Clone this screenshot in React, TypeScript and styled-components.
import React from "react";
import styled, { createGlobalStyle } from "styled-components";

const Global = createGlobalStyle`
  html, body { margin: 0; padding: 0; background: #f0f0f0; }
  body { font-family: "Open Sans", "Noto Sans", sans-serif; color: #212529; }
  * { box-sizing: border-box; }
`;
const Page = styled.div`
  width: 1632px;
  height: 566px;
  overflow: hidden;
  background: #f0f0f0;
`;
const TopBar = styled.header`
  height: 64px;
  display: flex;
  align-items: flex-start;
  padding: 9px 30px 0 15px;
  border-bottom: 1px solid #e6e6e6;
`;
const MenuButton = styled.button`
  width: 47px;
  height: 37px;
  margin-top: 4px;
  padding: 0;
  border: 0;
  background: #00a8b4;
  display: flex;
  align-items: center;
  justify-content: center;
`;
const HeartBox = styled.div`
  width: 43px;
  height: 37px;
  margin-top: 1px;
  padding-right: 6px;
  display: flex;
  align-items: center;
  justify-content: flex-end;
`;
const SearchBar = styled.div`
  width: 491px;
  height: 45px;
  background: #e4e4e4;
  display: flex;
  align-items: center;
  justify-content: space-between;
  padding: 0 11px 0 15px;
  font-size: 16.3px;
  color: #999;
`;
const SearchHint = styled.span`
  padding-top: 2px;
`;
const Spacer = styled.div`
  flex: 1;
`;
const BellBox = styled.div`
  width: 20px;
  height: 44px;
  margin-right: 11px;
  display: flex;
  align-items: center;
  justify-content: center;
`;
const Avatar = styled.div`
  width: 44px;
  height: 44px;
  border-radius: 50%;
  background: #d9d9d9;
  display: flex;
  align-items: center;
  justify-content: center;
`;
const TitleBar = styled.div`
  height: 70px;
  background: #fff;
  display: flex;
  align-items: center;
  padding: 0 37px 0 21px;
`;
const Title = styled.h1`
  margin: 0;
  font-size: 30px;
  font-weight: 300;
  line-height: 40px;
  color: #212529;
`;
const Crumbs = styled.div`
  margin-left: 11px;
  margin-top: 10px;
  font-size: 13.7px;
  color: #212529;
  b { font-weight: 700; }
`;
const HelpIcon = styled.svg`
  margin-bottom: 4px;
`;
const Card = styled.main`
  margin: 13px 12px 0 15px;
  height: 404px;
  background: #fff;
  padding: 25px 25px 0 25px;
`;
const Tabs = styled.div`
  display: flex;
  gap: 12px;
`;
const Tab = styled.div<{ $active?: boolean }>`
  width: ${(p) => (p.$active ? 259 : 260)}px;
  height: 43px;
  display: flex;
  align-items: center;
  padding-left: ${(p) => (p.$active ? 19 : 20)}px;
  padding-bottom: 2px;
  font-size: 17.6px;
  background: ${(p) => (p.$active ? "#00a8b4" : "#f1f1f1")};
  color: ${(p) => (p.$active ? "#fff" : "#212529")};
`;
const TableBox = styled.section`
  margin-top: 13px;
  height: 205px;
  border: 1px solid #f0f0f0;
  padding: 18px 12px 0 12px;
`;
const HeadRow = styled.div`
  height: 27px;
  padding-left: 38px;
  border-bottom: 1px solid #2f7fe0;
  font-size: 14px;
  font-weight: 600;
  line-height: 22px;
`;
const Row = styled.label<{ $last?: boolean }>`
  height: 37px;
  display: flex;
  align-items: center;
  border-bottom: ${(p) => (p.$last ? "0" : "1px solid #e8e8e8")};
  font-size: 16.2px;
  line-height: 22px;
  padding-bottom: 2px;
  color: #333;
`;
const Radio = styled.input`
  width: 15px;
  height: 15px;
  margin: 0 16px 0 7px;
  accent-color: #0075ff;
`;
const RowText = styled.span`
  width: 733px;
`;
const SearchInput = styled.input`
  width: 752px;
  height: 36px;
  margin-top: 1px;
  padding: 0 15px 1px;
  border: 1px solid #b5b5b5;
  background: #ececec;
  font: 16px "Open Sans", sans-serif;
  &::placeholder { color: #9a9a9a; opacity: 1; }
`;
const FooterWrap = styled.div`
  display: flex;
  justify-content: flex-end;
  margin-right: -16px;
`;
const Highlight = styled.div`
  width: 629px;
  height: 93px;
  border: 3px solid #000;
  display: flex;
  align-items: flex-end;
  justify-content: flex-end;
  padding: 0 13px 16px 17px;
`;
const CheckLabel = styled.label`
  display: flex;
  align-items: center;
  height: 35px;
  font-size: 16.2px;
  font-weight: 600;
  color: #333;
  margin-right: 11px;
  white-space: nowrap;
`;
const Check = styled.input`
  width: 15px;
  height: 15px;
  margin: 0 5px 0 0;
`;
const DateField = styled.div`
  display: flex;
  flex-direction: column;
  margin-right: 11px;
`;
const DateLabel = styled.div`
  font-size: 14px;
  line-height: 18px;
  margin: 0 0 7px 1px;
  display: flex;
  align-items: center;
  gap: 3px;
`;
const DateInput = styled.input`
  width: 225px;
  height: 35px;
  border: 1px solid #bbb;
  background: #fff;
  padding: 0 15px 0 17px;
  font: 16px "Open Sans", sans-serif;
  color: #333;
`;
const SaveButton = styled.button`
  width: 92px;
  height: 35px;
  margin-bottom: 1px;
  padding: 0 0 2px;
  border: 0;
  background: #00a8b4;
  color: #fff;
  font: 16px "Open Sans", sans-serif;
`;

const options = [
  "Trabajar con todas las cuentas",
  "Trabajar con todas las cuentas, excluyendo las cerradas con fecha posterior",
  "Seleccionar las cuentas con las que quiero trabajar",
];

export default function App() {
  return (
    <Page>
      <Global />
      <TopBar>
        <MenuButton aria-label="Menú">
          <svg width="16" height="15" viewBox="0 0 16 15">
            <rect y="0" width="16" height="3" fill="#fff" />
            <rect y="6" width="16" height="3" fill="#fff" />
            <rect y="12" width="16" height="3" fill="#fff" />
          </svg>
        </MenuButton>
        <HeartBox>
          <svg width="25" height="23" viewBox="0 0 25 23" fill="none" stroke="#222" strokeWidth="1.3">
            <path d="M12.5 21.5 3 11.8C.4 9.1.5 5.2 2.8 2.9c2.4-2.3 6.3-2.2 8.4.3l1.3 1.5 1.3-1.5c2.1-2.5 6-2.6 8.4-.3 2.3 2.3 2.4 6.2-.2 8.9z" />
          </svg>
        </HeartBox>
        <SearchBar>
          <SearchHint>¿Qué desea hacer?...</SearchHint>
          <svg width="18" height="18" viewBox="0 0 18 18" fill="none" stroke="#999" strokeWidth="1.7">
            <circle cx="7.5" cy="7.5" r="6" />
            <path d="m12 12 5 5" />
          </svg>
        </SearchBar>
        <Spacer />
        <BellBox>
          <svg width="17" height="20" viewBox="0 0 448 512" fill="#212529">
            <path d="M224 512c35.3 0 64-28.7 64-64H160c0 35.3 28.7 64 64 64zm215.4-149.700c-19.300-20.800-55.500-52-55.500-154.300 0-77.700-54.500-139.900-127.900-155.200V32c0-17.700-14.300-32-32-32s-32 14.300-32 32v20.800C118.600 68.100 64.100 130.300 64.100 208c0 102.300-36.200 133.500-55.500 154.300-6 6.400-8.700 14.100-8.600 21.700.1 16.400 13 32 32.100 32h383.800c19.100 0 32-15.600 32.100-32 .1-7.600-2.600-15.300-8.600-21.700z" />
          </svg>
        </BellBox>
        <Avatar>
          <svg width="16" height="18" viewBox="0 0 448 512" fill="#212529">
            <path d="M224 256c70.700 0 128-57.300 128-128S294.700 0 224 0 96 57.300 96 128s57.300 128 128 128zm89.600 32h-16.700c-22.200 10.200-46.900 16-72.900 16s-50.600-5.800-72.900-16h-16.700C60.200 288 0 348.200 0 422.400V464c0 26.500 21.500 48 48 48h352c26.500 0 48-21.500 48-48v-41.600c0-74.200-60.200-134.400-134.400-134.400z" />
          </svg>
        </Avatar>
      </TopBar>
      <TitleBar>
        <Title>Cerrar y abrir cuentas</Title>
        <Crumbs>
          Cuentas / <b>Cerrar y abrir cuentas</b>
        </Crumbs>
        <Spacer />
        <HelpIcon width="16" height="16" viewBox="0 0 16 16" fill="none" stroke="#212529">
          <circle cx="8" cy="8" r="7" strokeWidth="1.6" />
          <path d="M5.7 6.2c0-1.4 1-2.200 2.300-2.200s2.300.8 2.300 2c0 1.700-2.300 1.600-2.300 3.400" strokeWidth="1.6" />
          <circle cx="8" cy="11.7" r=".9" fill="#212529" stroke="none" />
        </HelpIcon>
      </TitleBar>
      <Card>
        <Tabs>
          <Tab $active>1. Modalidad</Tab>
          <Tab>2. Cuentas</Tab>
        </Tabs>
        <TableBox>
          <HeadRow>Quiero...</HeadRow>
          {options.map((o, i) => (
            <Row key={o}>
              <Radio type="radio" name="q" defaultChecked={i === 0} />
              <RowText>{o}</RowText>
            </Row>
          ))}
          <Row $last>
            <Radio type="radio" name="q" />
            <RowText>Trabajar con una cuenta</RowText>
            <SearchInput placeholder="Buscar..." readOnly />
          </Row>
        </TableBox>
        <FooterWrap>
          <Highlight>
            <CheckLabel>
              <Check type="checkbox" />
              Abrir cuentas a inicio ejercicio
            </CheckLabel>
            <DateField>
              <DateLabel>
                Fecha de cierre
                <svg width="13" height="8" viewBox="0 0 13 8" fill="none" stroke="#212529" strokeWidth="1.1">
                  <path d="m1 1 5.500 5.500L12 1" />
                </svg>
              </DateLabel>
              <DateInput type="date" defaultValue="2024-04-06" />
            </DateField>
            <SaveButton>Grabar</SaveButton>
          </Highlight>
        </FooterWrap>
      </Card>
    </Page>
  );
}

::::::::::

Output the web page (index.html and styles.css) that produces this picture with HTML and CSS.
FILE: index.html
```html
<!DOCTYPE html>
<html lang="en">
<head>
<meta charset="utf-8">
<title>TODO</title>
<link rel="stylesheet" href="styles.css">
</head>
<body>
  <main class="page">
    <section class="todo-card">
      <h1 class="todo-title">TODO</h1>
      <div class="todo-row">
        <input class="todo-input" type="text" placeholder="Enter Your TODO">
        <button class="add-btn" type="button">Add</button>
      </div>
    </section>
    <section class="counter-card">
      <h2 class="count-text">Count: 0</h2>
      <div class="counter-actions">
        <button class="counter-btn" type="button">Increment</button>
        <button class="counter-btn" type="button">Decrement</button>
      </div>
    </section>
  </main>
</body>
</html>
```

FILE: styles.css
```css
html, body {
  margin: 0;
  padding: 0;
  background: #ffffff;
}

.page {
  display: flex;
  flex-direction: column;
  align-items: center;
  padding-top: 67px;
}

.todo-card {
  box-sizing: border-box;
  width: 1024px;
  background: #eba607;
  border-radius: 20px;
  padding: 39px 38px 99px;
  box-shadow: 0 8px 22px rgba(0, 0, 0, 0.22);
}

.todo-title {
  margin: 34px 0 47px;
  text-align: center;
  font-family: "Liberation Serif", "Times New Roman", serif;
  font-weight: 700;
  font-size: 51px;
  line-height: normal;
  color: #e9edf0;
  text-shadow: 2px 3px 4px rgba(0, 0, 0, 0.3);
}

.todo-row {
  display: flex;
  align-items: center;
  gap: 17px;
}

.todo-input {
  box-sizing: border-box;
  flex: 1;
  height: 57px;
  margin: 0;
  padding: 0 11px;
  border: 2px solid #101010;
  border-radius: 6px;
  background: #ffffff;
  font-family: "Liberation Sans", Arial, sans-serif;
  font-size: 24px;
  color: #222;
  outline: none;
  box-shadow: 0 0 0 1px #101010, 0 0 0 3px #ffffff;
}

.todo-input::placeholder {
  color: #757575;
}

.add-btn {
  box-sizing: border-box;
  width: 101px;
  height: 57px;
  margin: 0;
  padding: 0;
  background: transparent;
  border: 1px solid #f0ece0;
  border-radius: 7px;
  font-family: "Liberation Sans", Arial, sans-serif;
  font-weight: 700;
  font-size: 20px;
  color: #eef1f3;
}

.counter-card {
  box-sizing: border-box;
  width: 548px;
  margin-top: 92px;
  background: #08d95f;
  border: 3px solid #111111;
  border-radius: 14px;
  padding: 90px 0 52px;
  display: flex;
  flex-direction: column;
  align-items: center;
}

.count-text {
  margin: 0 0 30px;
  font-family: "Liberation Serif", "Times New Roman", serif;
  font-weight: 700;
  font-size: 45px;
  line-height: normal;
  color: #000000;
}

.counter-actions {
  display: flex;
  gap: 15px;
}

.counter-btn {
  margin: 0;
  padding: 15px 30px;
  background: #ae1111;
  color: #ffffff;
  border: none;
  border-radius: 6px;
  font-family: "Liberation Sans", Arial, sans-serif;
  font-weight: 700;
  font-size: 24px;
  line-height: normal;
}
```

::::::::::

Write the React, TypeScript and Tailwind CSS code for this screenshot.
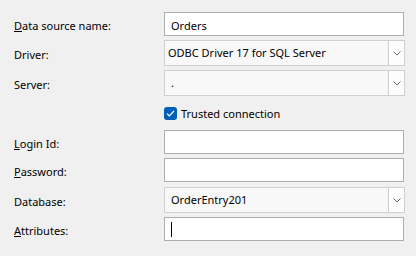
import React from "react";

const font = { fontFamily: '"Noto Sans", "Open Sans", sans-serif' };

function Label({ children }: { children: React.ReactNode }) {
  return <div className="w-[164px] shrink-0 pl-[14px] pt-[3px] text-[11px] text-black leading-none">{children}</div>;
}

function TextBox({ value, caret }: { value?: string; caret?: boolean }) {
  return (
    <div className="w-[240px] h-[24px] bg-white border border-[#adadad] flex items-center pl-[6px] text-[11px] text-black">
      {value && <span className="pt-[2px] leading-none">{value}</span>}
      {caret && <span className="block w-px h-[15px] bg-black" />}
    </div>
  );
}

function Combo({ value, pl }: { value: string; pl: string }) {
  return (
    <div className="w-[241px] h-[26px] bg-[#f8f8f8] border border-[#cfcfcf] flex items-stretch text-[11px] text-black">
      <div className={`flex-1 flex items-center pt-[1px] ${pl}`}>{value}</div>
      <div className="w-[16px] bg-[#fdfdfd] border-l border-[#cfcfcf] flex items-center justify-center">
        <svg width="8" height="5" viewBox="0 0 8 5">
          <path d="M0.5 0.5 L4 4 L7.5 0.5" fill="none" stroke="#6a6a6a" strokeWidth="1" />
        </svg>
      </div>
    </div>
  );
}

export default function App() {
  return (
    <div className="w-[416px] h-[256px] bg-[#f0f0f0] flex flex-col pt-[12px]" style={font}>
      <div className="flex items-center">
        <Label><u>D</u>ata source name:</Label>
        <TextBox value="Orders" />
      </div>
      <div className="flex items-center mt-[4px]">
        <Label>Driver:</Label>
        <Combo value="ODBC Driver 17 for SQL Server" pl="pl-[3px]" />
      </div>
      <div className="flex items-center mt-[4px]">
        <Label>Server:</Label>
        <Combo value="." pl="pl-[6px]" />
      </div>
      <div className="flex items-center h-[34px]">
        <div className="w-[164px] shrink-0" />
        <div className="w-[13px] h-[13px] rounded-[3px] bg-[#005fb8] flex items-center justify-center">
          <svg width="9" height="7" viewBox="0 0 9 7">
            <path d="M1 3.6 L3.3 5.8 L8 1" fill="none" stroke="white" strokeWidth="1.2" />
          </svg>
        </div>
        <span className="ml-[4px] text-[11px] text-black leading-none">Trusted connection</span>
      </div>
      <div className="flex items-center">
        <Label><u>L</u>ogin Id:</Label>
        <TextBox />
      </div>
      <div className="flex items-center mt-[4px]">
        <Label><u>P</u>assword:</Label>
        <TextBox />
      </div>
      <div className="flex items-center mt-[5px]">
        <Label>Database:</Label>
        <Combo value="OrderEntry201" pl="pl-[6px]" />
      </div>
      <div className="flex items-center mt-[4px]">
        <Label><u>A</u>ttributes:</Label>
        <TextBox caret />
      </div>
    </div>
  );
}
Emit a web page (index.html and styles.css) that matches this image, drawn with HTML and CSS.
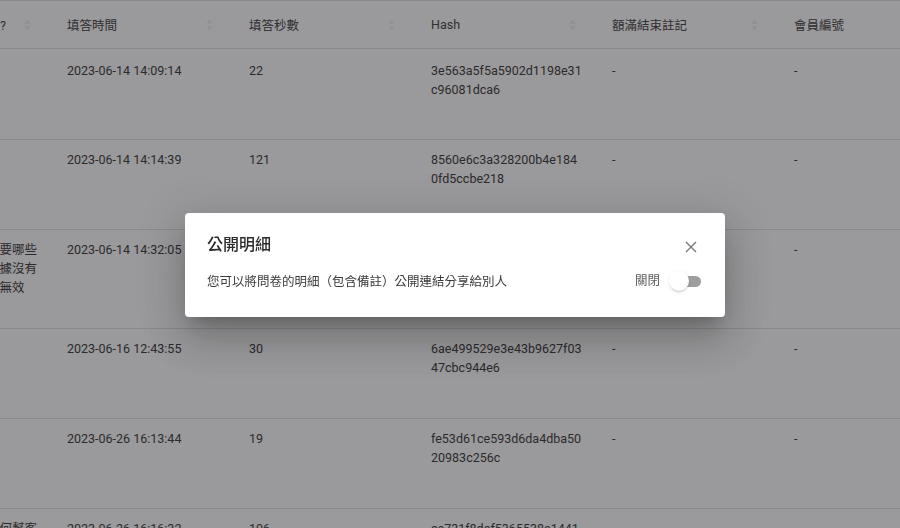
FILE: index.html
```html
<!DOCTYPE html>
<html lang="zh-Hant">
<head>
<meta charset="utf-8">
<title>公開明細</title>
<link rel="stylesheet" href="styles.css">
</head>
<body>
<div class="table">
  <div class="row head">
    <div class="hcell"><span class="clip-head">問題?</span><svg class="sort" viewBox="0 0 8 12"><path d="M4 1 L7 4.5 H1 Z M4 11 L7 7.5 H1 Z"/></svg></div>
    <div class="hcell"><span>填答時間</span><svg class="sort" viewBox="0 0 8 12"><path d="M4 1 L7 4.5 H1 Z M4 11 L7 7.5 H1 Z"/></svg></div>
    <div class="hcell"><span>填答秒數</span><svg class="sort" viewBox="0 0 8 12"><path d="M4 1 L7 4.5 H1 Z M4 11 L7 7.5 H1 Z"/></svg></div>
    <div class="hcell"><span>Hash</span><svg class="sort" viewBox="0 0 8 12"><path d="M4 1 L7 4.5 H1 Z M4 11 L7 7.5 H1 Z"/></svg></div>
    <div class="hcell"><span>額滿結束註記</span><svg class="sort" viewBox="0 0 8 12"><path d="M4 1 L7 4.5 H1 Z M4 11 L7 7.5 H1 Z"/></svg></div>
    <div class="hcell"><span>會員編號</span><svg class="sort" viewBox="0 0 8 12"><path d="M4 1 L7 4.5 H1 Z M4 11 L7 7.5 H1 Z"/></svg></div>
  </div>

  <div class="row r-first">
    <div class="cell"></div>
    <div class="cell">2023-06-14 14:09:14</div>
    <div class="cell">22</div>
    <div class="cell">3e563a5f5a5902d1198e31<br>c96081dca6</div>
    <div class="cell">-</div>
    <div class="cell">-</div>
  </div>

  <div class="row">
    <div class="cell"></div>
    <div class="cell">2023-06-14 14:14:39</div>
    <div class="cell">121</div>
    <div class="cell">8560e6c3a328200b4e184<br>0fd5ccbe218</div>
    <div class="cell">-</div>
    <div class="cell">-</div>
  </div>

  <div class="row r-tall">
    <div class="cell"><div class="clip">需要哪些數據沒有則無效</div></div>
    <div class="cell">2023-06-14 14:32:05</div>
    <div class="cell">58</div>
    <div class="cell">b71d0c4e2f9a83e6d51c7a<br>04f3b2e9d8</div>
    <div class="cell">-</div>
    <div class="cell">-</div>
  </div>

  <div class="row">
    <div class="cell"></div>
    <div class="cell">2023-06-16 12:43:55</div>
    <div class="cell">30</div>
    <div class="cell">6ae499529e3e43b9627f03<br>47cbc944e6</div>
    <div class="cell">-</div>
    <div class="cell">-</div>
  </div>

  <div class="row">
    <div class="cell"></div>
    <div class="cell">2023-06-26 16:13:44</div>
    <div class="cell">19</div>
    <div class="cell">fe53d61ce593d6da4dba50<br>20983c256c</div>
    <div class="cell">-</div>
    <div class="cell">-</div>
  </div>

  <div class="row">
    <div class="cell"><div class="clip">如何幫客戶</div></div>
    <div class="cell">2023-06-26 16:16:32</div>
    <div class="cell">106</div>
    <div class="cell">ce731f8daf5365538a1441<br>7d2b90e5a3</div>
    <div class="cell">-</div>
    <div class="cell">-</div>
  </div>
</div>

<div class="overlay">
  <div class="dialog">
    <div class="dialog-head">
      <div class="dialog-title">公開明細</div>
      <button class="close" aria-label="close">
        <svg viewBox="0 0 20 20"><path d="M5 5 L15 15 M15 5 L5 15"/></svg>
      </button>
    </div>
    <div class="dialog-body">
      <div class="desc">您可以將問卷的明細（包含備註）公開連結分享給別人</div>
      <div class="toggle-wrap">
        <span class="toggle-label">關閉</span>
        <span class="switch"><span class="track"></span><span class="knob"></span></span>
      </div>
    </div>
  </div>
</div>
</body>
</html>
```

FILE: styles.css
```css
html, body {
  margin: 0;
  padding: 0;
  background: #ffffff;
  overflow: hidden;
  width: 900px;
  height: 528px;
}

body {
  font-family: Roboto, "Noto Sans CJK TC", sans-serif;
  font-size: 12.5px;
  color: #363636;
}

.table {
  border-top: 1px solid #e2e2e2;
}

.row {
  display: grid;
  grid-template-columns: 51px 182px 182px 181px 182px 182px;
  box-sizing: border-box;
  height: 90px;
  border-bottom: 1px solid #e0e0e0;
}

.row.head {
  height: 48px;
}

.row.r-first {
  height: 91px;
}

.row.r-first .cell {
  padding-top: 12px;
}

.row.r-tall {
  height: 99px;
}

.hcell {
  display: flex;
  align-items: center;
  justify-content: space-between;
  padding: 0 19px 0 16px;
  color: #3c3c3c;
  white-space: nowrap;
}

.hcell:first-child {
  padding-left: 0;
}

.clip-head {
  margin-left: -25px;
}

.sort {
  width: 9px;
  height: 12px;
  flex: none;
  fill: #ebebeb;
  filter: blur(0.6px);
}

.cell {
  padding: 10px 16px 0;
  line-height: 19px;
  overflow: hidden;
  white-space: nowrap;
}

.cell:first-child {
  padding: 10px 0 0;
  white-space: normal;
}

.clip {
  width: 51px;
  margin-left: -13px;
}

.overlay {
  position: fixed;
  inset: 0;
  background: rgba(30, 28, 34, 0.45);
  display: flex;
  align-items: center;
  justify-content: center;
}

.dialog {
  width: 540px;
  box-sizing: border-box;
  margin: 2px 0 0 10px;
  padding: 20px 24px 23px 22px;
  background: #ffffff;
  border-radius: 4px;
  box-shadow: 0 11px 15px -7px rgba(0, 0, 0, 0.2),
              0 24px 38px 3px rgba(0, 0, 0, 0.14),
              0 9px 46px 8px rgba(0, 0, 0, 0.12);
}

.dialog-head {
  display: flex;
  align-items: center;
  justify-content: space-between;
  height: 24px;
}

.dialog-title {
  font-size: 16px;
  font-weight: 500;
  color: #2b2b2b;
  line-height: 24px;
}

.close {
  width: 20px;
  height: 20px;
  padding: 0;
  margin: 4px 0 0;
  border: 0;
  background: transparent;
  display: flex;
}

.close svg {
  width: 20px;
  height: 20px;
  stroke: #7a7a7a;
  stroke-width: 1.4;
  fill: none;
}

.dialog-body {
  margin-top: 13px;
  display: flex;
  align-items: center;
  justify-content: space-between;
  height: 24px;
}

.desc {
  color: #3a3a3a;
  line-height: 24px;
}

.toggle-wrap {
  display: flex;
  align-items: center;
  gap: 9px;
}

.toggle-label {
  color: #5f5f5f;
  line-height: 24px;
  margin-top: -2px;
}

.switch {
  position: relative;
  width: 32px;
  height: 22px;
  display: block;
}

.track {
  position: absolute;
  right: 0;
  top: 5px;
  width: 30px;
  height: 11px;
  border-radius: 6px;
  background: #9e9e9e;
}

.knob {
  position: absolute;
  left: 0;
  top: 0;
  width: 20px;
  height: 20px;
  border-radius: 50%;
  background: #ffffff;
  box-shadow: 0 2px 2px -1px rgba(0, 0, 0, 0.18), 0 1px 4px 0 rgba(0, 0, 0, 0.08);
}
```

::::::::::

SHORT EXERCISE:
Gather up every line in the data above that contains the word "this", copying each one.

THE COMPLETED TASK:
Clone this screenshot in React, TypeScript and styled-components.
Output the web page (index.html and styles.css) that produces this picture with HTML and CSS.
Write the React, TypeScript and Tailwind CSS code for this screenshot.
Emit a web page (index.html and styles.css) that matches this image, drawn with HTML and CSS.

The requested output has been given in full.